*INFORMATION PROVIDED*:

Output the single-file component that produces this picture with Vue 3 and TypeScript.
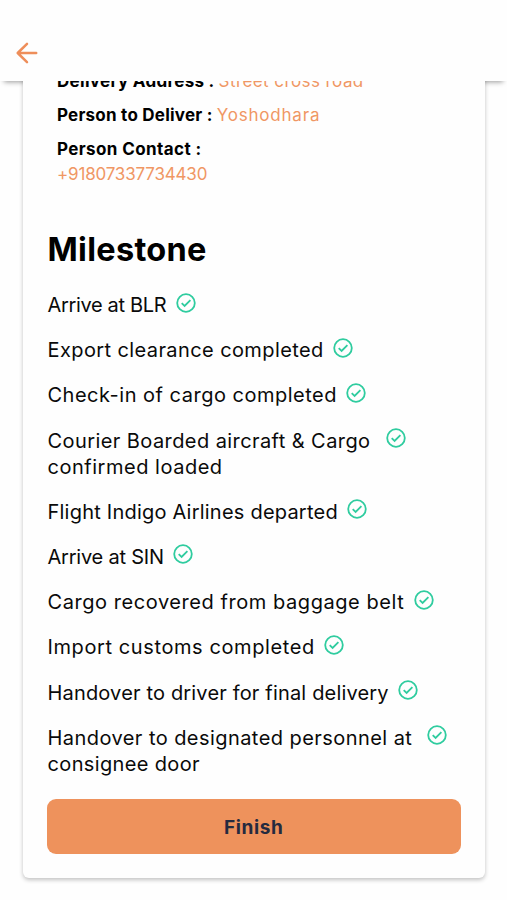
<script setup lang="ts">
interface Line {
  text: string
  tracking: number
}

interface Detail {
  label: Line
  value: Line
  stacked?: boolean
}

interface Milestone {
  lines: Line[]
  wide?: boolean
}

const details: Detail[] = [
  { label: { text: 'Delivery Address :', tracking: 0.3 }, value: { text: 'Street cross road', tracking: 0.42 } },
  { label: { text: 'Person to Deliver :', tracking: 0.23 }, value: { text: 'Yoshodhara', tracking: 0.8 } },
  {
    label: { text: 'Person Contact :', tracking: 0.4 },
    value: { text: '+91807337734430', tracking: -0.18 },
    stacked: true,
  },
]

const milestones: Milestone[] = [
  { lines: [{ text: 'Arrive at BLR', tracking: -0.34 }] },
  { lines: [{ text: 'Export clearance completed', tracking: 0.4 }] },
  { lines: [{ text: 'Check-in of cargo completed', tracking: 0.5 }] },
  {
    lines: [
      { text: 'Courier Boarded aircraft & Cargo', tracking: 0.42 },
      { text: 'confirmed loaded', tracking: 0.52 },
    ],
    wide: true,
  },
  { lines: [{ text: 'Flight Indigo Airlines departed', tracking: 0.22 }] },
  { lines: [{ text: 'Arrive at SIN', tracking: -0.22 }] },
  { lines: [{ text: 'Cargo recovered from baggage belt', tracking: 0.56 }] },
  { lines: [{ text: 'Import customs completed', tracking: 0.6 }] },
  { lines: [{ text: 'Handover to driver for final delivery', tracking: 0.17 }] },
  {
    lines: [
      { text: 'Handover to designated personnel at', tracking: 0.44 },
      { text: 'consignee door', tracking: 0.36 },
    ],
    wide: true,
  },
]
</script>

<template>
  <div class="screen">
    <header class="bar">
      <button class="back" aria-label="Back">
        <svg viewBox="0 0 24 24" width="24" height="24">
          <path d="M21.2 12H3M12 2.8L2.7 12L12 21.2" />
        </svg>
      </button>
    </header>

    <main class="scroll">
      <section class="card">
        <div class="details">
          <div v-for="d in details" :key="d.label.text" class="detail" :class="{ stacked: d.stacked }">
            <b :style="{ letterSpacing: d.label.tracking + 'px' }">{{ d.label.text }}</b>
            <span class="value" :style="{ letterSpacing: d.value.tracking + 'px' }">{{ d.value.text }}</span>
          </div>
        </div>

        <h1>Milestone</h1>

        <ul class="list">
          <li v-for="m in milestones" :key="m.lines[0].text" :class="{ wide: m.wide }">
            <div>
              <div
                v-for="line in m.lines"
                :key="line.text"
                class="line"
                :style="{ letterSpacing: line.tracking + 'px' }"
              >{{ line.text }}</div>
            </div>
            <svg class="check" viewBox="0 0 20 20" width="20" height="20">
              <circle cx="10" cy="10" r="8.8" />
              <path d="M5.7 10.2L8.6 13L14.4 7.2" />
            </svg>
          </li>
        </ul>

        <button class="finish">Finish</button>
      </section>
    </main>
  </div>
</template>

<style>
body {
  background: #fefefe;
}
</style>

<style scoped>
.screen {
  height: 900px;
  display: flex;
  flex-direction: column;
  overflow: hidden;
  background: #fefefe;
  color: #0a0a0a;
  font-family: Inter, "Liberation Sans", sans-serif;
}

.bar {
  flex: none;
  box-sizing: border-box;
  height: 81px;
  padding: 41px 0 0 15px;
  background: #fefefe;
  box-shadow: 0 5px 5px -4px rgba(0, 0, 0, 0.4);
}

.back {
  display: block;
  padding: 0;
  border: 0;
  background: none;
}

.back svg {
  display: block;
  fill: none;
  stroke: #ee8e5a;
  stroke-width: 2.5;
  stroke-linecap: round;
  stroke-linejoin: round;
}

.scroll {
  flex: 1;
  min-height: 0;
  overflow: hidden;
  position: relative;
}

.card {
  box-sizing: border-box;
  height: 827px;
  margin: -30px 22px 0 23px;
  padding: 18px 24.5px 24.5px;
  display: flex;
  flex-direction: column;
  border-radius: 6px;
  background: #fefefe;
  box-shadow: 0 2px 4px rgba(0, 0, 0, 0.24);
}

.details {
  display: flex;
  flex-direction: column;
  gap: 9.5px;
  padding-left: 9.5px;
  font-size: 17px;
  line-height: 24.5px;
  white-space: nowrap;
}

.detail {
  display: flex;
  gap: 4px;
}

.detail.stacked {
  flex-direction: column;
  gap: 0;
}

.detail b {
  font-weight: 700;
  color: #000;
}

.value {
  color: #f09764;
}

h1 {
  margin: 41.5px 0 0;
  font-size: 32.5px;
  line-height: 44px;
  font-weight: 700;
  letter-spacing: 0.3px;
  color: #000;
}

.list {
  margin: 21.5px 0 0;
  padding: 0;
  list-style: none;
  display: flex;
  flex-direction: column;
  gap: 19.45px;
}

.list li {
  display: flex;
  align-items: flex-start;
  gap: 9.5px;
  font-size: 20px;
  line-height: 25.8px;
  white-space: nowrap;
}

.list li.wide {
  gap: 15px;
}

.check {
  flex: none;
  margin-top: -0.5px;
  fill: none;
  stroke: #2fcc9f;
  stroke-width: 1.8;
}

.finish {
  margin: auto 0 0 -0.5px;
  height: 55px;
  padding: 2px 0 0;
  border: 0;
  border-radius: 9px;
  background: #ee925c;
  color: #252a3f;
  font: 700 19px/53px Inter, "Liberation Sans", sans-serif;
  letter-spacing: 0.6px;
}
</style>
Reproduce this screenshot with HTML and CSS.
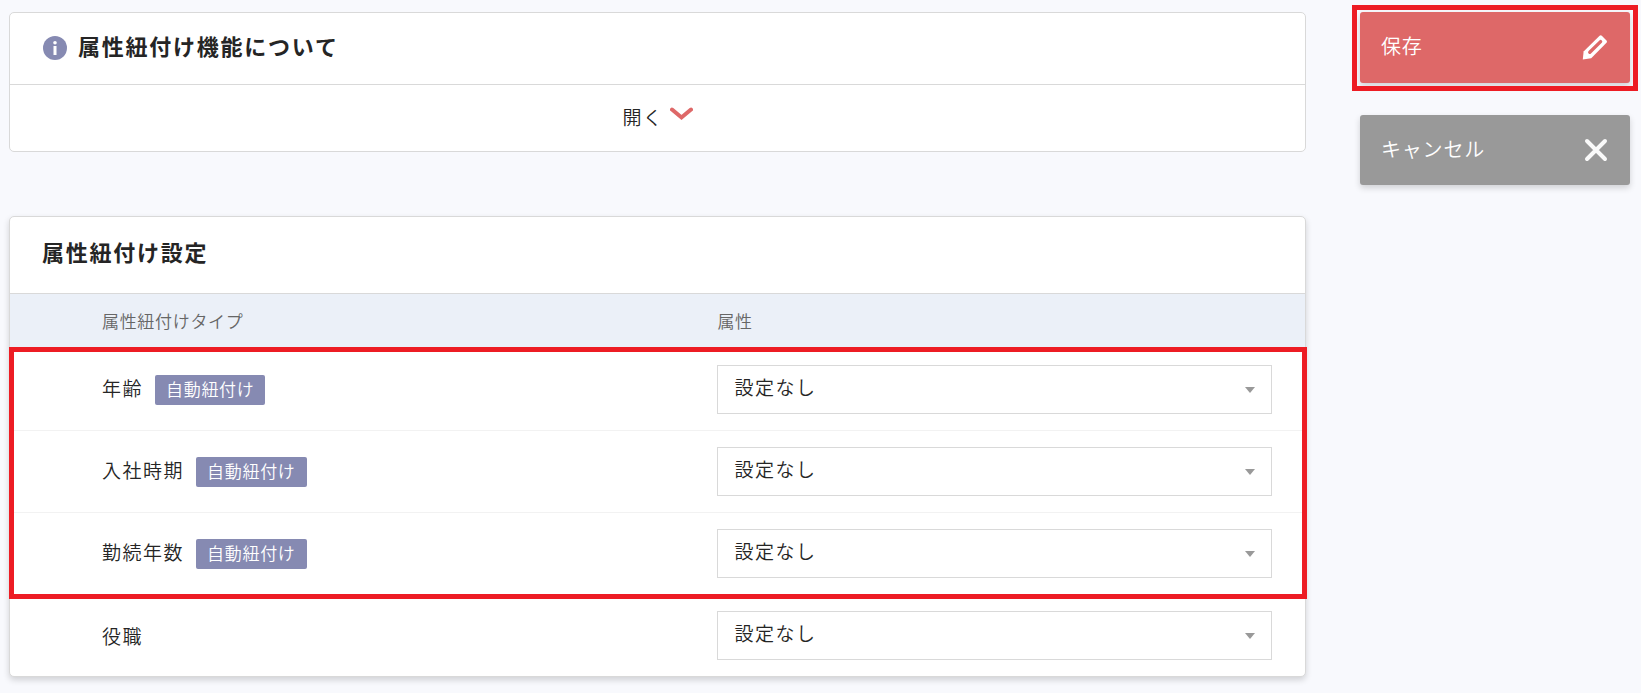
FILE: index.html
```
<!DOCTYPE html>
<html lang="ja">
<head>
  <meta charset="UTF-8" />
  <title>属性紐付け設定</title>
  <link rel="stylesheet" href="styles.css">
</head>
<body>
  <div class="page">
    <main class="main">
      <section class="card">
        <h2 class="card-title about-title">
          <svg class="info-icon" width="24" height="24" viewBox="0 0 24 24" aria-hidden="true">
            <circle cx="12" cy="12" r="12" fill="#868ab2" />
            <circle cx="12" cy="6.7" r="1.8" fill="#fff" />
            <rect x="10.5" y="10" width="3" height="9" fill="#fff" />
          </svg>
          属性紐付け機能について
        </h2>
        <button type="button" class="toggle">
          開く
          <svg class="chevron" width="23" height="14" viewBox="0 0 23 14" aria-hidden="true">
            <path d="M2 2.5 L11.5 10.5 L21 2.5" fill="none" stroke="#de6868" stroke-width="4" stroke-linecap="round" />
          </svg>
        </button>
      </section>

      <section class="card card-raised">
        <h2 class="card-title">属性紐付け設定</h2>
        <table class="settings">
          <thead>
            <tr>
              <th scope="col">属性紐付けタイプ</th>
              <th scope="col" class="col-attr">属性</th>
            </tr>
          </thead>
          <!-- 自動紐付けの対象 -->
          <tbody class="marked">
            <tr>
              <td><label for="age">年齢</label><span class="badge">自動紐付け</span></td>
              <td class="col-attr"><select id="age"><option>設定なし</option></select></td>
            </tr>
            <tr>
              <td><label for="joined">入社時期</label><span class="badge">自動紐付け</span></td>
              <td class="col-attr"><select id="joined"><option>設定なし</option></select></td>
            </tr>
            <tr>
              <td><label for="years">勤続年数</label><span class="badge">自動紐付け</span></td>
              <td class="col-attr"><select id="years"><option>設定なし</option></select></td>
            </tr>
          </tbody>
          <tbody class="last">
            <tr>
              <td><label for="post">役職</label></td>
              <td class="col-attr"><select id="post"><option>設定なし</option></select></td>
            </tr>
          </tbody>
        </table>
      </section>
    </main>

    <aside class="actions">
      <button type="button" class="btn btn-save">
        保存
        <svg width="26" height="26" viewBox="0 0 26 26" aria-hidden="true">
          <path fill="#fff" d="M.8 24.6 L1.6 16.4 L17.6 .7 Q18.7 -.2 19.8 .7 L24.5 5.6 Q25.4 6.7 24.5 7.8 L9.2 23.2 Z" />
          <path stroke="#de6868" stroke-width="3.4" stroke-linecap="round" d="M7.8 17.2 L18.6 6.6" />
        </svg>
      </button>
      <button type="button" class="btn btn-cancel">
        キャンセル
        <svg width="24" height="24" viewBox="0 0 24 24" aria-hidden="true">
          <path d="M3 3 L21 21 M21 3 L3 21" stroke="#fafafa" stroke-width="4" stroke-linecap="round" />
        </svg>
      </button>
    </aside>
  </div>
</body>
</html>
```
FILE: styles.css
```
* {
  box-sizing: border-box;
}

body {
  margin: 0;
  background: #f8f9fd;
  color: #252525;
  font-family: "Noto Sans CJK JP", sans-serif;
  font-size: 19px;
  font-weight: 350;
  line-height: 28px;
  letter-spacing: 0.08em;
}

button,
select {
  font: inherit;
  letter-spacing: inherit;
  color: inherit;
}

.page {
  display: flex;
  align-items: flex-start;
  gap: 54px;
  padding: 12px 11px 16px 9px;
}

.main {
  flex: 1;
  display: flex;
  flex-direction: column;
  gap: 64px;
}

.card {
  background: #fff;
  border: 1px solid #d9d9d9;
  border-radius: 5px;
}

.card-raised {
  box-shadow: 0 3px 6px rgba(0, 0, 0, 0.16);
}

.card-title {
  margin: 0;
  padding: 18px 32px 26px;
  border-bottom: 1px solid #d9d9d9;
  font-size: 22px;
  font-weight: 700;
  line-height: 32px;
  letter-spacing: 0.08em;
}

.about-title {
  display: flex;
  align-items: center;
  gap: 11px;
  padding: 16px 33px 23px;
}

.info-icon {
  margin-top: 6px;
}

.toggle {
  display: flex;
  justify-content: center;
  align-items: center;
  gap: 6px;
  width: 100%;
  height: 66px;
  padding: 0 0 2px;
  border: 0;
  background: none;
  cursor: pointer;
}

.chevron {
  margin-bottom: 6px;
}

.settings {
  width: 100%;
  border-spacing: 0;
  table-layout: fixed;
}

.settings th {
  height: 55px;
  padding: 0 33px 2px 92px;
  background: #ebf0f8;
  color: #666;
  font-size: 17px;
  font-weight: 350;
  letter-spacing: 0.04em;
  line-height: 24px;
  text-align: left;
}

.settings td {
  padding: 16px 33px 16px 92px;
  border-bottom: 1px solid #f2f2f2;
}

.settings .col-attr {
  width: 48%;
  padding-left: 34px;
}

.settings .last td {
  border-bottom: 0;
}

.marked {
  position: relative;
}

.marked::after {
  content: "";
  position: absolute;
  inset: -2px -2px -4px -1px;
  border: 5px solid #ed1c24;
  pointer-events: none;
}

.badge {
  display: inline-block;
  margin-left: 12px;
  padding: 2px 11px 4px;
  border-radius: 2px;
  background: #868ab2;
  color: #fff;
  font-size: 17px;
  letter-spacing: 0.04em;
  line-height: 24px;
}

select {
  display: block;
  width: 100%;
  height: 49px;
  padding: 0 48px 5px 16px;
  border: 1px solid #d9d9d9;
  border-radius: 0;
  appearance: none;
  background: url("data:image/svg+xml,%3Csvg xmlns='http://www.w3.org/2000/svg' width='10' height='6'%3E%3Cpath d='M0 0h10L5 6z' fill='%23999'/%3E%3C/svg%3E") no-repeat right 16px center #fff;
}

.actions {
  display: flex;
  flex-direction: column;
  gap: 32px;
  width: 270px;
}

.btn {
  position: relative;
  display: flex;
  justify-content: space-between;
  align-items: center;
  width: 100%;
  height: 70px;
  padding: 0 22px 3px 21px;
  border: 0;
  border-radius: 3px;
  color: #fff;
  font-size: 20px;
  letter-spacing: 0.04em;
  box-shadow: 0 3px 6px rgba(0, 0, 0, 0.16);
  cursor: pointer;
}

.btn svg {
  margin-top: 3px;
}

.btn-save {
  height: 71px;
  background: #de6868;
}

.btn-save::after {
  content: "";
  position: absolute;
  inset: -7px -8px -8px;
  border: 5px solid #ed1c24;
}

.btn-cancel {
  background: #999;
}
```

*JOB*:
Report only the number of lines that hold the word "this".

*FULL SOLUTION*:
2